**TASK TO COMPLETE:**
Copy each line exactly. Drop every picture.

++++++++

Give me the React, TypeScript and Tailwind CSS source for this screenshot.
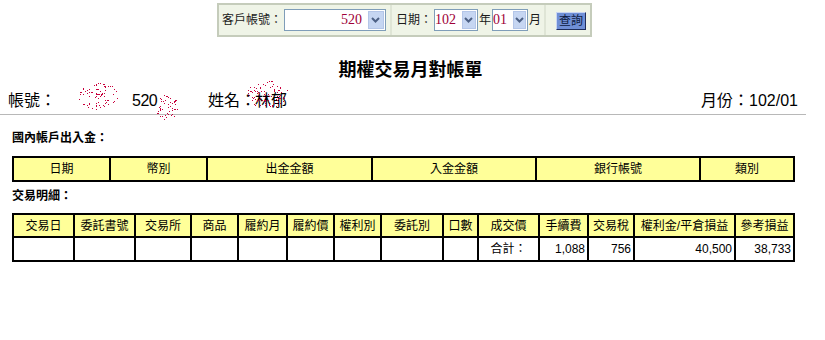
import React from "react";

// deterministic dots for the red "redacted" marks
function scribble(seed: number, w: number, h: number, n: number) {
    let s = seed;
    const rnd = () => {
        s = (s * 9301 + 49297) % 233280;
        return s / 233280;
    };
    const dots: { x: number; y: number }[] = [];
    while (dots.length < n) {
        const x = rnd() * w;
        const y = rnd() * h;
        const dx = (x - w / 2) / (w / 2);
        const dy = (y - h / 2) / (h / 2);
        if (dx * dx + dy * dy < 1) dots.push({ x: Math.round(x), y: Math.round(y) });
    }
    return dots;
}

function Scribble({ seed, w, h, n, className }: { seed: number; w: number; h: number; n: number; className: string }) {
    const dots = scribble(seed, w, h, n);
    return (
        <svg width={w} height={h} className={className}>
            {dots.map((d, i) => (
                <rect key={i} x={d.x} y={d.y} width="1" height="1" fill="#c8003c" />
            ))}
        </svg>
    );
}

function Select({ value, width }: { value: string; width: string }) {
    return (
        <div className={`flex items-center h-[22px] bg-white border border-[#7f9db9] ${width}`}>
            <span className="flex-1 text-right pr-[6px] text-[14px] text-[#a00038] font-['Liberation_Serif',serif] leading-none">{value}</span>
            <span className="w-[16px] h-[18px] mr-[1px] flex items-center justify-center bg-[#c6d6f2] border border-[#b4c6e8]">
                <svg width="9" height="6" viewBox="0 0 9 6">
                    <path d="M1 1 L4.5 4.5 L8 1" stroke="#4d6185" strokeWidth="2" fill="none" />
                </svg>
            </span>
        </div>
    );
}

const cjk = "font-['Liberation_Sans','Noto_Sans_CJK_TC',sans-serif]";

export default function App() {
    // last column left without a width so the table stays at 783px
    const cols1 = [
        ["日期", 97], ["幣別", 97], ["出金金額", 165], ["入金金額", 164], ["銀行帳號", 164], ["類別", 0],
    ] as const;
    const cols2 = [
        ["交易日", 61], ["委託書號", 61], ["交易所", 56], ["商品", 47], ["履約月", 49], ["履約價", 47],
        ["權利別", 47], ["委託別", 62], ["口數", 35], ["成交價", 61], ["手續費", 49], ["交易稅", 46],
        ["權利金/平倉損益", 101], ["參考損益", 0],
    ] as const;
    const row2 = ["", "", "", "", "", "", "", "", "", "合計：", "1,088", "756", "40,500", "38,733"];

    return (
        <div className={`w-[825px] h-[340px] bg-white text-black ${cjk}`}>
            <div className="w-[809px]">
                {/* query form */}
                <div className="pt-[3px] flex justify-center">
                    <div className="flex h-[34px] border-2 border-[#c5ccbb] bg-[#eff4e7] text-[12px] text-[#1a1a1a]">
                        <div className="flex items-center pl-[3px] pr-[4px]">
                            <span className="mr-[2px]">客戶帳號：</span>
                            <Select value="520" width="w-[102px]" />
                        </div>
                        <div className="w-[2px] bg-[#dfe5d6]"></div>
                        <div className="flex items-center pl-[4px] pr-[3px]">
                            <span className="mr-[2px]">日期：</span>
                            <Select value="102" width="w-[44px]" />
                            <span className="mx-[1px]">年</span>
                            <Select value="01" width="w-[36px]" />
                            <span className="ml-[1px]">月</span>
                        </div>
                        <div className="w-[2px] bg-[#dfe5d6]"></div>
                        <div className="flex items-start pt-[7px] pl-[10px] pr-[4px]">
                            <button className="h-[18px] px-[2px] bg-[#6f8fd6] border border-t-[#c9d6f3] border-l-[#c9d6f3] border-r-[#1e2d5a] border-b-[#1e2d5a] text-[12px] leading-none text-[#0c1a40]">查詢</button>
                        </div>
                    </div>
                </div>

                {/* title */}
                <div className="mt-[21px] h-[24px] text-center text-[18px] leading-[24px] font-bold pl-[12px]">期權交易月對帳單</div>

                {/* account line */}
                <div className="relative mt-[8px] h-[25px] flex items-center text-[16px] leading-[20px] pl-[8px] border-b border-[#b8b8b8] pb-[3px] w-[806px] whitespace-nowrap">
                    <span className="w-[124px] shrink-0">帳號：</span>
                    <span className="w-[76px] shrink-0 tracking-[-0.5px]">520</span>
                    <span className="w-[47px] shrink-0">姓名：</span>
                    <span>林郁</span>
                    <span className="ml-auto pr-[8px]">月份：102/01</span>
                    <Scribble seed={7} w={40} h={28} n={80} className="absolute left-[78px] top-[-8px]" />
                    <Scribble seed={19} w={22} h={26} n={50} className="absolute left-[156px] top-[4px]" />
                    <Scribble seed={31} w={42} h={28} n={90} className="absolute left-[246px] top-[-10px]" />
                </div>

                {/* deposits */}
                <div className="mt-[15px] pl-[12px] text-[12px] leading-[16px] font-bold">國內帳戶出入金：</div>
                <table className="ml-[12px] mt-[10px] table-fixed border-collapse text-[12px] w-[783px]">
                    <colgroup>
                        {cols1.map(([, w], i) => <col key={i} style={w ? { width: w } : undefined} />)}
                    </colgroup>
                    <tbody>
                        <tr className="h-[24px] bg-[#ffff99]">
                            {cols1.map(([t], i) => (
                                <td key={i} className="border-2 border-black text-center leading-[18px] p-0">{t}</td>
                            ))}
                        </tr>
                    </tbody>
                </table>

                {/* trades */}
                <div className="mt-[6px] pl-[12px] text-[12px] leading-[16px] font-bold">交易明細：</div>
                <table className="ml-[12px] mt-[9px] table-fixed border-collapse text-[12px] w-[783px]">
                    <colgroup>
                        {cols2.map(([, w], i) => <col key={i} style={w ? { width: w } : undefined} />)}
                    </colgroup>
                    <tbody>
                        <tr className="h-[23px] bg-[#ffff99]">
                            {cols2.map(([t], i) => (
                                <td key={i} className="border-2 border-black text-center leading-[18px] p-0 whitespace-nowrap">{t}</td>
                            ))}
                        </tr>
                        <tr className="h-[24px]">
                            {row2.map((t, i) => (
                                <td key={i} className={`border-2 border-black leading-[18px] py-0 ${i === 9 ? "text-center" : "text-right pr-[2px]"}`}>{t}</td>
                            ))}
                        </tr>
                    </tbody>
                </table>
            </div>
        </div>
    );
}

++++++++

**ANSWER BELOW:**
Give me the React, TypeScript and Tailwind CSS source for this screenshot.
import React from "react";

// deterministic dots for the red "redacted" marks
function scribble(seed: number, w: number, h: number, n: number) {
    let s = seed;
    const rnd = () => {
        s = (s * 9301 + 49297) % 233280;
        return s / 233280;
    };
    const dots: { x: number; y: number }[] = [];
    while (dots.length < n) {
        const x = rnd() * w;
        const y = rnd() * h;
        const dx = (x - w / 2) / (w / 2);
        const dy = (y - h / 2) / (h / 2);
        if (dx * dx + dy * dy < 1) dots.push({ x: Math.round(x), y: Math.round(y) });
    }
    return dots;
}

function Scribble({ seed, w, h, n, className }: { seed: number; w: number; h: number; n: number; className: string }) {
    const dots = scribble(seed, w, h, n);
    return (
        <svg width={w} height={h} className={className}>
            {dots.map((d, i) => (
                <rect key={i} x={d.x} y={d.y} width="1" height="1" fill="#c8003c" />
            ))}
        </svg>
    );
}

function Select({ value, width }: { value: string; width: string }) {
    return (
        <div className={`flex items-center h-[22px] bg-white border border-[#7f9db9] ${width}`}>
            <span className="flex-1 text-right pr-[6px] text-[14px] text-[#a00038] font-['Liberation_Serif',serif] leading-none">{value}</span>
            <span className="w-[16px] h-[18px] mr-[1px] flex items-center justify-center bg-[#c6d6f2] border border-[#b4c6e8]">
                <svg width="9" height="6" viewBox="0 0 9 6">
                    <path d="M1 1 L4.5 4.5 L8 1" stroke="#4d6185" strokeWidth="2" fill="none" />
                </svg>
            </span>
        </div>
    );
}

const cjk = "font-['Liberation_Sans','Noto_Sans_CJK_TC',sans-serif]";

export default function App() {
    // last column left without a width so the table stays at 783px
    const cols1 = [
        ["日期", 97], ["幣別", 97], ["出金金額", 165], ["入金金額", 164], ["銀行帳號", 164], ["類別", 0],
    ] as const;
    const cols2 = [
        ["交易日", 61], ["委託書號", 61], ["交易所", 56], ["商品", 47], ["履約月", 49], ["履約價", 47],
        ["權利別", 47], ["委託別", 62], ["口數", 35], ["成交價", 61], ["手續費", 49], ["交易稅", 46],
        ["權利金/平倉損益", 101], ["參考損益", 0],
    ] as const;
    const row2 = ["", "", "", "", "", "", "", "", "", "合計：", "1,088", "756", "40,500", "38,733"];

    return (
        <div className={`w-[825px] h-[340px] bg-white text-black ${cjk}`}>
            <div className="w-[809px]">
                {/* query form */}
                <div className="pt-[3px] flex justify-center">
                    <div className="flex h-[34px] border-2 border-[#c5ccbb] bg-[#eff4e7] text-[12px] text-[#1a1a1a]">
                        <div className="flex items-center pl-[3px] pr-[4px]">
                            <span className="mr-[2px]">客戶帳號：</span>
                            <Select value="520" width="w-[102px]" />
                        </div>
                        <div className="w-[2px] bg-[#dfe5d6]"></div>
                        <div className="flex items-center pl-[4px] pr-[3px]">
                            <span className="mr-[2px]">日期：</span>
                            <Select value="102" width="w-[44px]" />
                            <span className="mx-[1px]">年</span>
                            <Select value="01" width="w-[36px]" />
                            <span className="ml-[1px]">月</span>
                        </div>
                        <div className="w-[2px] bg-[#dfe5d6]"></div>
                        <div className="flex items-start pt-[7px] pl-[10px] pr-[4px]">
                            <button className="h-[18px] px-[2px] bg-[#6f8fd6] border border-t-[#c9d6f3] border-l-[#c9d6f3] border-r-[#1e2d5a] border-b-[#1e2d5a] text-[12px] leading-none text-[#0c1a40]">查詢</button>
                        </div>
                    </div>
                </div>

                {/* title */}
                <div className="mt-[21px] h-[24px] text-center text-[18px] leading-[24px] font-bold pl-[12px]">期權交易月對帳單</div>

                {/* account line */}
                <div className="relative mt-[8px] h-[25px] flex items-center text-[16px] leading-[20px] pl-[8px] border-b border-[#b8b8b8] pb-[3px] w-[806px] whitespace-nowrap">
                    <span className="w-[124px] shrink-0">帳號：</span>
                    <span className="w-[76px] shrink-0 tracking-[-0.5px]">520</span>
                    <span className="w-[47px] shrink-0">姓名：</span>
                    <span>林郁</span>
                    <span className="ml-auto pr-[8px]">月份：102/01</span>
                    <Scribble seed={7} w={40} h={28} n={80} className="absolute left-[78px] top-[-8px]" />
                    <Scribble seed={19} w={22} h={26} n={50} className="absolute left-[156px] top-[4px]" />
                    <Scribble seed={31} w={42} h={28} n={90} className="absolute left-[246px] top-[-10px]" />
                </div>

                {/* deposits */}
                <div className="mt-[15px] pl-[12px] text-[12px] leading-[16px] font-bold">國內帳戶出入金：</div>
                <table className="ml-[12px] mt-[10px] table-fixed border-collapse text-[12px] w-[783px]">
                    <colgroup>
                        {cols1.map(([, w], i) => <col key={i} style={w ? { width: w } : undefined} />)}
                    </colgroup>
                    <tbody>
                        <tr className="h-[24px] bg-[#ffff99]">
                            {cols1.map(([t], i) => (
                                <td key={i} className="border-2 border-black text-center leading-[18px] p-0">{t}</td>
                            ))}
                        </tr>
                    </tbody>
                </table>

                {/* trades */}
                <div className="mt-[6px] pl-[12px] text-[12px] leading-[16px] font-bold">交易明細：</div>
                <table className="ml-[12px] mt-[9px] table-fixed border-collapse text-[12px] w-[783px]">
                    <colgroup>
                        {cols2.map(([, w], i) => <col key={i} style={w ? { width: w } : undefined} />)}
                    </colgroup>
                    <tbody>
                        <tr className="h-[23px] bg-[#ffff99]">
                            {cols2.map(([t], i) => (
                                <td key={i} className="border-2 border-black text-center leading-[18px] p-0 whitespace-nowrap">{t}</td>
                            ))}
                        </tr>
                        <tr className="h-[24px]">
                            {row2.map((t, i) => (
                                <td key={i} className={`border-2 border-black leading-[18px] py-0 ${i === 9 ? "text-center" : "text-right pr-[2px]"}`}>{t}</td>
                            ))}
                        </tr>
                    </tbody>
                </table>
            </div>
        </div>
    );
}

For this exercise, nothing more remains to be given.